Иногда выбранный им репортер повторял мои же слова, и именно ему доставалась заслуженная мной похвала. «Может быть, я просто не умею говорить так же убедительно, как они? – думала я. – Может, я мало говорю? Или я недостаточно остроумна?» Я пыталась подражать этим журналистам из университетов Лиги плюща, но у меня ничего не получалось. Через год меня стали отстранять от коллективной редактуры важных сюжетов. Я спрашивала у коллег, нельзя ли мне присоединиться, но они лишь извинялись:
– Не обижайся, но Х сказал, что не хочет, чтобы ты участвовала. Он говорит, что ты вечно со всеми споришь и с тобой процесс редактирования слишком затягивается.
– Правда?! Но ведь в 90 процентах случаев я с ним полностью согласна. А другие журналисты куда более агрессивны…

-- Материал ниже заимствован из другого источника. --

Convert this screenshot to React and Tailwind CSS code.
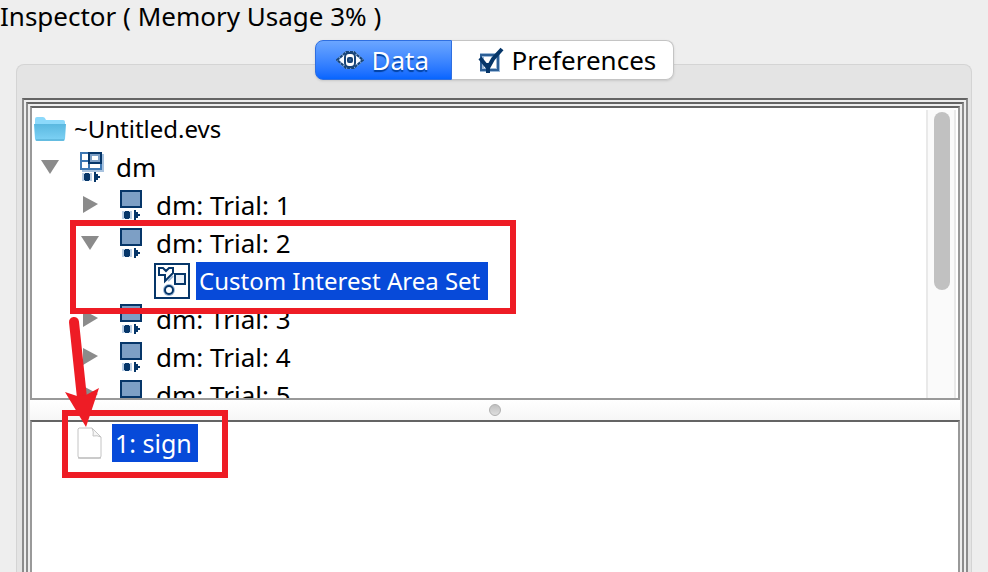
import React, { useState } from "react";

function EyeIcon() {
  return (
    <svg width="28" height="18" viewBox="0 0 28 18" aria-hidden="true">
      <path d="M0 9 L6 3 L10 0 H18 L22 3 L28 9 L22 15 L18 18 H10 L6 15 Z" fill="#7fa6d6" />
      <path d="M3 9 L9 3 V15 Z M25 9 L19 3 V15 Z" fill="#f4f9ff" />
      <path d="M1 9 L7 4 L10 1 H18 L21 4 L27 9 L21 14 L18 17 H10 L7 14 Z" fill="none" stroke="#174478" strokeWidth="2" strokeDasharray="3 1" />
      <rect x="9" y="2" width="10" height="14" rx="4" fill="#fff" stroke="#174478" strokeWidth="2" />
      <rect x="12" y="7" width="4" height="4" rx="1" fill="#2c5f96" stroke="#174478" strokeWidth="2" />
    </svg>
  );
}

function CheckIcon() {
  return (
    <svg width="26" height="28" viewBox="0 0 26 28" aria-hidden="true">
      <path d="M4 9 H20 V24 H4 Z" fill="#fff" stroke="#9db9d8" strokeWidth="4" />
      <path d="M3 9 H20 V24 H3 Z" fill="none" stroke="#2c5f96" strokeWidth="2" />
      <path d="M2 12 L10 22 L15 13 L24 3" fill="none" stroke="#063669" strokeWidth="4" />
      <path d="M10 17 V27" stroke="#063669" strokeWidth="4" />
    </svg>
  );
}

function FolderIcon() {
  return (
    <svg width="32" height="26" viewBox="0 0 32 26" aria-hidden="true">
      <defs>
        <linearGradient id="folder" x1="0" y1="0" x2="0" y2="1">
          <stop offset="0" stopColor="#5ab8e0" />
          <stop offset="1" stopColor="#7fd3f6" />
        </linearGradient>
      </defs>
      <path d="M1 3 Q1 1 3 1 H9 Q11 1 12 4 H29 Q31 4 31 6 V22 H1 Z" fill="#8cd9fb" />
      <path d="M0 8 H32 L31 23 Q31 25 29 25 H3 Q1 25 1 23 Z" fill="url(#folder)" />
      <path d="M2 24 H30" stroke="#4aa5cc" strokeWidth="1" />
    </svg>
  );
}

function Marks() {
  return (
    <>
      <path d="M2 21 H12 V29 H2 Z" fill="#b9cee5" />
      <path d="M5 21 H9 V22 H10 V28 H9 V29 H5 V28 H4 V22 H5 Z" fill="#063669" />
      <path d="M14 20 H16 V22 H18 V24 H20 V26 H18 V28 H16 V30 H14 Z" fill="#063669" />
    </>
  );
}

function GroupIcon() {
  return (
    <svg width="24" height="30" viewBox="0 0 24 30" aria-hidden="true">
      <path d="M2 2 H24 V20 H2 Z" fill="#a9c3df" />
      <path d="M1 1 H21 V17 H1 Z" fill="#fff" stroke="#3f78b3" strokeWidth="2" />
      <path d="M1 9 H21 M9 1 V17" stroke="#3f78b3" strokeWidth="2" />
      <path d="M9 1 H21 V11 H9 Z" fill="#7d9fc5" stroke="#063669" strokeWidth="2" />
      <rect x="12" y="4" width="6" height="4" fill="#fff" />
      <Marks />
    </svg>
  );
}

function TrialIcon() {
  return (
    <svg width="24" height="30" viewBox="0 0 24 30" aria-hidden="true">
      <rect x="1" y="1" width="20" height="16" fill="#7d9fc5" stroke="#063669" strokeWidth="2" />
      <Marks />
    </svg>
  );
}

function AreaSetIcon() {
  return (
    <svg width="36" height="36" viewBox="0 0 36 36" aria-hidden="true">
      <rect x="1" y="1" width="34" height="34" fill="#fff" stroke="#063669" strokeWidth="2" />
      <path d="M5 5 H9 L12 8 L15 5 H19 V10 L11 18 V12 H5 Z" fill="#fff" stroke="#063669" strokeWidth="2" />
      <path d="M14 18 L19 13" stroke="#9db9d8" strokeWidth="2" />
      <rect x="21" y="11" width="10" height="10" fill="#e8eff7" stroke="#063669" strokeWidth="2" />
      <circle cx="15" cy="27" r="6" fill="#9db9d8" />
      <circle cx="15" cy="27" r="4" fill="#fff" stroke="#063669" strokeWidth="2" />
    </svg>
  );
}

function PageIcon() {
  return (
    <svg width="26" height="32" viewBox="0 0 26 32" aria-hidden="true">
      <path d="M2 1 H15 L24 10 V29 Q24 31 22 31 H3 Q1 31 1 29 V2 Z" fill="#fff" stroke="#c4c4c4" />
      <path d="M1 31 H24" stroke="#b4b4b4" />
      <path d="M15 1 Q17 5 16 9 Q20 8 24 10 Z" fill="#f6f6f6" stroke="#c4c4c4" />
    </svg>
  );
}

function Toggle({ open, label }) {
  return (
    <button type="button" aria-label={label} aria-expanded={open} className="flex w-5 justify-center">
      <svg width="18" height="18" viewBox="0 0 18 18" aria-hidden="true">
        <path d={open ? "M0 2 H18 L9 16 Z" : "M2 0 V17 L17 8 Z"} fill="#8b8b8b" />
      </svg>
    </button>
  );
}

function TrialRow({ number, open }) {
  return (
    <div className="flex h-[38px] items-center pl-12">
      <Toggle open={open} label={`Trial ${number}`} />
      <span className="ml-5 w-9">
        <TrialIcon />
      </span>
      <span className="text-[26px]">dm: Trial: {number}</span>
    </div>
  );
}

function Annotations() {
  return (
    <svg className="pointer-events-none absolute top-0 left-0" width="530" height="490" viewBox="0 0 530 490" aria-hidden="true">
      <g fill="none" stroke="#ee1c25" strokeWidth="6">
        <rect x="73" y="223" width="440" height="88" />
        <rect x="65" y="413" width="160" height="62" />
      </g>
      <path d="M74 322 L82 398" stroke="#ee1c25" strokeWidth="10" strokeLinecap="round" />
      <path d="M65 392 L77 396 L86 395 L99 388 L86 427 Z" fill="#ee1c25" />
    </svg>
  );
}

export default function App() {
  const [tab, setTab] = useState("data");
  return (
    <div className="relative flex h-screen flex-col overflow-hidden bg-[#eeeeee] font-['Noto_Sans','Lucida_Grande',sans-serif] text-[24px] leading-[36px] text-black">
      <h1 className="h-10 text-[26px] leading-8">Inspector ( Memory Usage 3% )</h1>

      <div role="tablist" className="z-10 flex h-10 shrink-0 self-center rounded-lg text-[26px] shadow-sm">
        <button
          type="button"
          role="tab"
          aria-selected={tab === "data"}
          onClick={() => setTab("data")}
          className="flex w-[137px] items-center gap-2 rounded-l-lg border border-[#2f6fe0] bg-linear-to-b from-[#6ba6ff] to-[#0565ff] pl-5 text-white [text-shadow:0_2px_1px_#0040a0]"
        >
          <EyeIcon />
          Data
        </button>
        <button
          type="button"
          role="tab"
          aria-selected={tab === "preferences"}
          onClick={() => setTab("preferences")}
          className="flex w-[222px] items-center gap-2 rounded-r-lg border border-l-0 border-[#c4c4c4] bg-white pl-[26px]"
        >
          <CheckIcon />
          Preferences
        </button>
      </div>

      <main className="-mt-4 mr-4 ml-4 flex min-h-0 flex-1 flex-col rounded-t-lg border border-b-0 border-[#d4d4d4] bg-[#e4e4e4] pt-[33px] pr-[3px] pl-[5px]">
        <div className="flex min-h-0 flex-1 border-x-2 border-t-2 border-x-[#8c8c8c] border-t-[#646464] bg-[#eeeeee] px-[2px] pt-[2px]">
          <div className="flex min-h-0 min-w-0 flex-1 flex-col border-x-2 border-t-2 border-x-[#8c8c8c] border-t-[#646464] px-[2px] pt-[2px]">
            <section className="flex h-[294px] shrink-0 border-2 border-[#999999] border-t-[#646464] bg-white">
              <div className="min-w-0 flex-1 overflow-hidden pt-[2px]">
                <div className="flex h-[38px] items-center gap-2 pl-[2px]">
                  <FolderIcon />
                  <span>~Untitled.evs</span>
                </div>
                <div className="flex h-[38px] items-center pl-2">
                  <Toggle open label="dm" />
                  <span className="ml-5 w-9">
                    <GroupIcon />
                  </span>
                  <span className="text-[26px]">dm</span>
                </div>
                <TrialRow number={1} open={false} />
                <TrialRow number={2} open />
                <div className="flex h-[38px] items-center gap-[6px] pl-[122px]">
                  <AreaSetIcon />
                  <span className="bg-[#074ad9] pr-2 pl-[3px] leading-[38px] text-white">Custom Interest Area Set</span>
                </div>
                <TrialRow number={3} open={false} />
                <TrialRow number={4} open={false} />
                <TrialRow number={5} open={false} />
              </div>
              <div className="mt-[2px] mr-[2px] w-[30px] border-x-2 border-[#e9e9e9] bg-[#fafafa] px-[6px] pt-[2px]">
                <div className="h-[178px] w-4 rounded-full bg-[#c1c1c1]" />
              </div>
            </section>
            <div role="separator" aria-label="Resize panes" className="flex h-5 shrink-0 items-center justify-center bg-linear-to-b from-white to-[#f6f6f6]">
              <span className="size-3 rounded-full border border-[#b0b0b0] bg-linear-to-b from-[#c0c0c0] to-[#dedede]" />
            </div>
            <section className="min-h-0 flex-1 border-x-2 border-t-2 border-x-[#999999] border-t-[#646464] bg-white pt-[2px] pl-[45px]">
              <div className="flex h-[38px] items-center gap-[9px]">
                <PageIcon />
                <span className="bg-[#074ad9] pr-[6px] pl-[3px] text-[25px] leading-[38px] text-white">1: sign</span>
              </div>
            </section>
          </div>
        </div>
      </main>
      <Annotations />
    </div>
  );
}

Но коллеги лишь пожимали плечами:
– Прости, мы уже опаздываем.
Как‑то раз в редакцию пришел фотограф из малайзийского журнала, чтобы сделать репортаж обо мне – о женщине малайзийского происхождения, добившейся настоящего успеха. Мой начальник буквально вытолкал его за дверь, а потом сделал мне суровый выговор за то, что я «неправильно позиционирую бренд компании».
Все это лишь подпитывало мой ужас. Почему я никогда не могу постоять за себя? Может, я недостаточно веселая? Или недостаточно профессиональна? Может быть, мне не хватает информации? Я стала носить туфли на шпильках и брючные костюмы. Больше читать, больше работать. Задерживалась допоздна и приходила на работу первой. Когда начальник говорил, что мои сюжеты плохи, скучны и вялы, я боролась за то, чтобы они все же дошли до эфира. И каждый раз они собирали множество откликов – люди писали, что плакали над моими историями, что любят мои сюжеты больше всего, что это лучшее из всего услышанного за год. Я сделала сюжет, который принес нашей компании «Эмми». Стала вести курс в Колумбийском университете. Но это ничего не изменило.

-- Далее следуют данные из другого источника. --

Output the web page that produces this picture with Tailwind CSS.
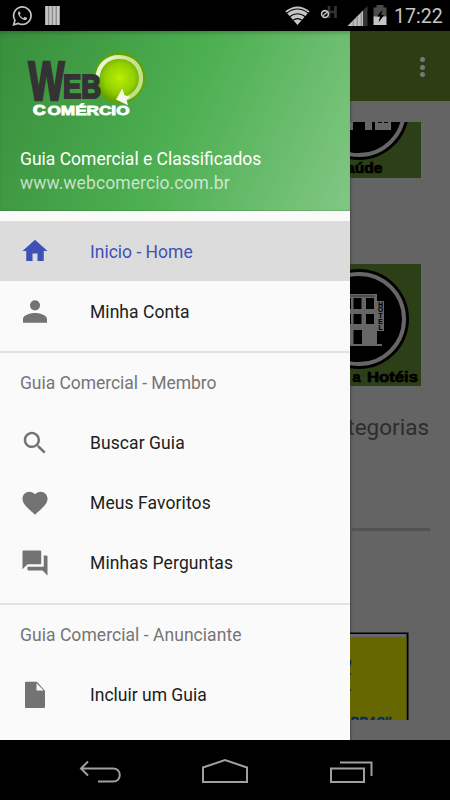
<!DOCTYPE html>
<html lang="pt-BR">
<head>
<meta charset="utf-8">
<meta name="viewport" content="width=device-width, initial-scale=1">
<title>WebComércio</title>
<script src="https://cdn.jsdelivr.net/npm/@tailwindcss/browser@4"></script>
</head>
<body class="bg-black">
<div class="flex h-[800px] w-[450px] flex-col overflow-hidden bg-black font-['Roboto',sans-serif] text-[17.5px]">

  <!-- Status bar -->
  <header class="flex h-[31px] shrink-0 items-center justify-between bg-black">
    <svg class="h-[31px] w-[70px]" viewBox="0 0 70 31" fill="none">
      <path d="M13.700 24.700l1.200-4.500a8.700 8.700 0 1 1 3.400 3.200z" stroke="#c4c4c4" stroke-width="1.700"/>
      <path d="M19.200 11.300c-1.300.6-1.500 2.200-.7 3.800 1.200 2.500 3.300 4.400 5.800 5 1.500.3 2.700-.5 2.900-2l-2.600-1.300-1.300 1.400c-1.800-.8-2.900-2-3.600-3.500l1-1.200z" fill="#c4c4c4"/>
      <path d="M45 6h15v19H45z" fill="#8c8c8c"/>
      <path d="M46.700 6v19M50.500 6v19M54.300 6v19M58.100 6v19" stroke="#c8c8c8" stroke-width="2.300"/>
    </svg>
    <div class="flex items-center">
      <svg class="h-[31px] w-[110px]" viewBox="280 0 110 31" fill="none">
        <path d="M285.300 11.300Q297.500 1.500 309.600 11.300L297.500 25z" fill="#c6c6c6"/>
        <path d="M286.500 13.300q11-8.500 22 0M289.500 16.800q8-6 16 0M292.800 20.400q4.700-3.500 9.400 0" stroke="#000" stroke-width="1.100"/>
        <path d="M329 6v12M335.500 6v12M329 12h6.500" stroke="#343434" stroke-width="2.600"/>
        <circle cx="325" cy="14" r="3.400" stroke="#c6c6c6" stroke-width="1.600"/>
        <path d="M323 15.800l4-3.600" stroke="#c6c6c6" stroke-width="1.300"/>
        <path d="M367.500 6v20H348z" fill="#353535"/>
        <path d="M363 10.600V26H347.500z" fill="#bdbdbd"/>
        <path d="M353.200 20v6M357.200 16v10M361.200 13v13" stroke="#858585"/>
        <path d="M373.500 7.500h3V5h7v2.500h3V17h-13z" fill="#4b4b4b"/>
        <path d="M373.500 16.500h13V25h-13z" fill="#c6c6c6"/>
        <path d="M382.500 9.500l-5.500 7h3l-1.500 6 5.700-7.500h-3z" fill="#000"/>
      </svg>
      <span class="w-[60px] whitespace-nowrap pl-[4px] pt-px text-[19.6px] leading-[31px] text-[#c6c6c6]">17:22</span>
    </div>
  </header>

  <main class="flex h-[709px] shrink-0">
    <!-- Navigation drawer -->
    <nav class="flex w-[350px] shrink-0 flex-col bg-[#fafafa]">
      <section class="flex h-[180px] shrink-0 flex-col bg-[linear-gradient(114deg,#388e3c_0%,#4caf50_50%,#81c784_100%)] px-5 pt-[20px] shadow-[inset_0_4px_5px_-3px_rgba(0,0,0,0.3),inset_0_-1px_0_rgba(0,0,0,0.1)]">
        <svg class="-ml-5 h-[70px] w-[170px]" viewBox="0 51 170 70">
          <defs>
            <radialGradient id="orb"><stop stop-color="#b9ef00"/><stop offset=".55" stop-color="#94d000"/><stop offset=".87" stop-color="#65a500"/><stop offset=".94" stop-color="#61a005"/><stop offset="1" stop-color="#61a908" stop-opacity=".2"/></radialGradient>
            <linearGradient id="arrow" gradientUnits="userSpaceOnUse" x1="98" y1="60" x2="142" y2="78"><stop stop-color="#f5faea"/><stop offset=".5" stop-color="#cde69c"/><stop offset="1" stop-color="#c0df88"/></linearGradient>
          </defs>
          <circle cx="119.500" cy="78" r="26.500" fill="url(#orb)"/>
          <path d="M97.500 77C99 64 108 57 119 57c13 0 22 9 22 21.500 0 9-6 17-15 20" fill="none" stroke="url(#arrow)" stroke-width="4.200"/>
          <path d="M122.300 88.500l-6.300 11 12 5.800-1.500-5.500 3.500-3-5.500-1.500z" fill="#f5faea"/>
          <g fill="#333" stroke="#333" font-family="'Liberation Sans',sans-serif" font-weight="700">
            <text x="28.500" y="100" font-size="55" textLength="36" lengthAdjust="spacingAndGlyphs" stroke-width="2.500">W</text>
            <text x="63" y="97.500" font-size="34" textLength="38" lengthAdjust="spacingAndGlyphs" stroke-width="2.200">EB</text>
          </g>
          <g fill="#fff" stroke="#fff" font-family="'Liberation Sans',sans-serif" font-weight="700">
            <text x="33" y="115.200" font-size="15" textLength="12.500" lengthAdjust="spacingAndGlyphs" stroke-width="1.200">C</text>
            <text x="47.500" y="115.200" font-size="12.500" textLength="82" lengthAdjust="spacingAndGlyphs" stroke-width=".8">OMÉRCIO</text>
          </g>
        </svg>
        <p class="mt-[26px] h-6 whitespace-nowrap leading-6 text-white">Guia Comercial e Classificados</p>
        <p class="h-6 whitespace-nowrap leading-6 tracking-[0.09px] text-white/70">www.webcomercio.com.br</p>
      </section>

      <ul class="flex flex-col pt-[10px] text-[#202020]">
        <li class="flex h-[60px] items-center bg-[#dcdcdc] pl-5 text-[#3f51b5]">
          <svg class="mr-10 size-[30px]" viewBox="0 0 24 24" fill="currentColor"><path d="M10 20v-6h4v6h5v-8h3L12 3 2 12h3v8z"/></svg><span class="pt-[2px]">Inicio - Home</span>
        </li>
        <li class="flex h-[60px] items-center pl-5">
          <svg class="mr-10 size-[30px] text-[#737373]" viewBox="0 0 24 24" fill="currentColor"><path d="M12 11.500a4.050 4.050 0 1 0 0-8.100 4.050 4.050 0 0 0 0 8.100zm0 2.100c-3.200 0-9.600 1.500-9.600 4.800v3h19.200v-3c0-3.300-6.400-4.800-9.600-4.800z"/></svg><span class="pt-[2px] tracking-[0.05px]">Minha Conta</span>
        </li>
      </ul>
      <h2 class="mt-[10px] flex h-[62px] shrink-0 items-center border-t-2 border-[#e3e3e3] pl-5 tracking-[-0.05px] text-[#757575]">Guia Comercial - Membro</h2>
      <ul class="flex flex-col text-[#202020]">
        <li class="flex h-[60px] items-center pl-5">
          <svg class="mr-10 size-[30px] text-[#737373]" viewBox="0 0 24 24" fill="currentColor"><path d="M15.500 14h-.79l-.28-.27C15.410 12.590 16 11.110 16 9.500 16 5.910 13.090 3 9.500 3S3 5.910 3 9.500 5.910 16 9.500 16c1.610 0 3.090-.59 4.230-1.570l.27.28v.79l5 4.990L20.490 19l-4.990-5zm-6 0C7.010 14 5 11.990 5 9.500S7.010 5 9.500 5 14 7.010 14 9.500 11.990 14 9.500 14z"/></svg><span class="tracking-[0.08px]">Buscar Guia</span>
        </li>
        <li class="flex h-[60px] items-center pl-5">
          <svg class="mr-10 size-[30px] text-[#737373]" viewBox="0 0 24 24" fill="currentColor"><path d="M12 21.350l-1.450-1.320C5.400 15.360 2 12.280 2 8.500 2 5.420 4.420 3 7.500 3c1.740 0 3.410.81 4.500 2.090C13.090 3.810 14.760 3 16.500 3 19.580 3 22 5.420 22 8.500c0 3.780-3.400 6.860-8.550 11.540L12 21.350z"/></svg><span class="tracking-[0.1px]">Meus Favoritos</span>
        </li>
        <li class="flex h-[60px] items-center pl-5">
          <svg class="mr-10 size-[30px] text-[#737373]" viewBox="0 0 24 24" fill="currentColor"><path d="M21 6h-2v9H6v2c0 .55.45 1 1 1h11l4 4V7c0-.55-.45-1-1-1zm-4 6V3c0-.55-.45-1-1-1H3c-.55 0-1 .45-1 1v14l4-4h10c.55 0 1-.45 1-1z"/></svg><span class="tracking-[0.12px]">Minhas Perguntas</span>
        </li>
      </ul>
      <h2 class="mt-[10px] flex h-[62px] shrink-0 items-center border-t-2 border-[#e3e3e3] pl-5 tracking-[0.05px] text-[#757575]">Guia Comercial - Anunciante</h2>
      <ul class="flex flex-col text-[#202020]">
        <li class="flex h-[60px] items-center pl-5">
          <svg class="mr-10 size-[30px] text-[#737373]" viewBox="0 0 24 24" fill="currentColor"><path d="M4.800 1.300Q4 1.300 4 2.100v19.500q0 .8.800.8h14.400q.8 0 .8-.8V8.500l-6.500-7.200zM13.200 2.500L19 8.300h-5.800z"/></svg><span>Incluir um Guia</span>
        </li>
      </ul>
    </nav>

    <!-- Dimmed page behind the drawer -->
    <section class="flex w-[100px] flex-col bg-[#646464] shadow-[inset_3px_0_3px_-2px_rgba(0,0,0,0.3)]">
      <div class="flex h-[70px] shrink-0 items-center justify-end bg-[#2c3c13] pr-[25px] pt-[2px]">
        <div class="flex flex-col gap-[2.5px]"><i class="size-[5px] rounded-full bg-[#777]"></i><i class="size-[5px] rounded-full bg-[#777]"></i><i class="size-[5px] rounded-full bg-[#777]"></i></div>
      </div>
      <svg class="mt-[21px] h-[56px] w-[71px] shrink-0" viewBox="350 122 71 56">
        <path d="M350 122h71v56h-71z" fill="#2c3f17"/>
        <circle cx="359" cy="110" r="50" fill="#000"/>
        <circle cx="359" cy="110" r="45" fill="none" stroke="#666" stroke-width="4"/>
        <path d="M350 122h3v8h-3zM365 122h7v8h-7zM375 122h16v8h-16z" fill="#666"/>
        <path d="M378 122.500h4M384 122.500h4" stroke="#000"/>
        <text x="346" y="173" font-family="'Liberation Sans',sans-serif" font-weight="700" font-size="14" textLength="36.500" lengthAdjust="spacingAndGlyphs" stroke="#000" stroke-width=".7">aúde</text>
      </svg>
      <svg class="mt-[86px] h-[122px] w-[71px] shrink-0" viewBox="350 264 71 122">
        <path d="M350 264h71v122h-71z" fill="#2c3f17"/>
        <circle cx="359" cy="319" r="50" fill="#000"/>
        <circle cx="359" cy="319" r="45" fill="none" stroke="#666" stroke-width="4"/>
        <path d="M350 294h27v50h5v2h-32z" fill="#666"/>
        <path d="M350 296h25" stroke="#333"/>
        <path d="M353.500 298h8v11h-8zM366 298h8v11h-8zM353.500 314h8v10h-8zM366 314h8v10h-8zM353.500 330h8.500v14h-8.500zM350 298h1v11h-1zM350 314h1v10h-1z" fill="#000"/>
        <path d="M377 301h7v30h-7z" fill="#666"/>
        <g font-family="'Liberation Sans',sans-serif" font-weight="700" font-size="6.500" text-anchor="middle" stroke="#000" stroke-width=".2"><text x="380.500" y="306.500">H</text><text x="380.500" y="312.300">O</text><text x="380.500" y="318">T</text><text x="380.500" y="324">E</text><text x="380.500" y="330">L</text></g>
        <g font-family="'Liberation Sans',sans-serif" font-weight="700" font-size="14.300" stroke="#000" stroke-width=".7"><text x="352.500" y="381.500" textLength="8" lengthAdjust="spacingAndGlyphs">a</text><text x="367" y="381.500" textLength="51" lengthAdjust="spacingAndGlyphs">Hotéis</text></g>
      </svg>
      <div class="mt-[25px] flex h-[32px] shrink-0 justify-end overflow-hidden whitespace-nowrap pr-[21px] text-[22.5px] leading-[32px] text-[#2d2d2d]">Categorias</div>
      <div class="mt-[85px] h-[3px] w-[80px] shrink-0 bg-[#525252]"></div>
      <svg class="mt-[101px] h-[88px] w-[59px] shrink-0" viewBox="350 632 59 88">
        <path d="M350 632.500h58.500V720H350z" fill="#000"/>
        <path d="M350 634h56.500v86H350z" fill="#666"/>
        <path d="M350 637h56.500v83H350z" fill="#666700"/>
        <path d="M350 659q3 2 0 8zM350 673h1v2h-1zM350 689h1v2h-1z" fill="#102b3e"/>
        <text x="350" y="727" font-family="'Liberation Sans',sans-serif" font-weight="700" font-style="italic" font-size="15" textLength="45" lengthAdjust="spacingAndGlyphs" fill="#062e66" stroke="#062e66" stroke-width=".6">BRASIL</text>
      </svg>
    </section>
  </main>

  <!-- System navigation -->
  <footer class="h-[60px] shrink-0 bg-black">
    <svg class="h-[60px] w-[450px]" viewBox="0 740 450 60" fill="none" stroke="#a0a0a0" stroke-width="2">
      <path d="M88 761.500l-7 7 7 7M81 768.500h32c9 0 9 13 0 13H98"/>
      <path d="M203 767.500l22-7.500 22 7.500V782h-44z"/>
      <path d="M331 768.500h33V782h-33zM340 762.500h31.500V776"/>
    </svg>
  </footer>
</div>
</body>
</html>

Тогда я попыталась стать более привлекательной физически. Стала больше шутить, постаралась даже изменить голос – сделала его более глубоким и низким. Я изменила свои вкусы в развлечениях, музыке, сюжетах. Слушала то, что нравилось начальнику, и беседовала с ним об этом. В тяжелые дни я приносила ему пирожные, а когда он простужался, заваривала лечебные сборы. Ничего не помогало. Однажды я вошла в кабинет, когда он сидел спиной к двери и поздоровалась.
– Здравствуйте…
– Здравствуйте! Отлично, я как раз хотел кое о чем тебя попросить, – откликнулся он, повернулся и осекся: – О, это ты… Чего ты хотела?
Хоть ужас и достиг такой степени, что постоянно хаотично присутствовал в моей голове, у этого состояния был положительный побочный эффект. Я стала более сосредоточенной. Стала лучше работать, стала отличным редактором и чертовски гордилась собственной работой. Когда меня попытались переманить в другое популярное шоу, мне дали повышение, и это позволило заглушать ужас дорогими коктейлями на вечеринках, где знаменитости, с которыми мне никогда не хватило бы смелости заговорить, кружили более смелых и привлекательных молодых женщин на танцполе. По дороге домой я прижималась щекой к холодному стеклу такси и включала музыку через наушники. Я начала с самого дна – и вот чего сумела добиться.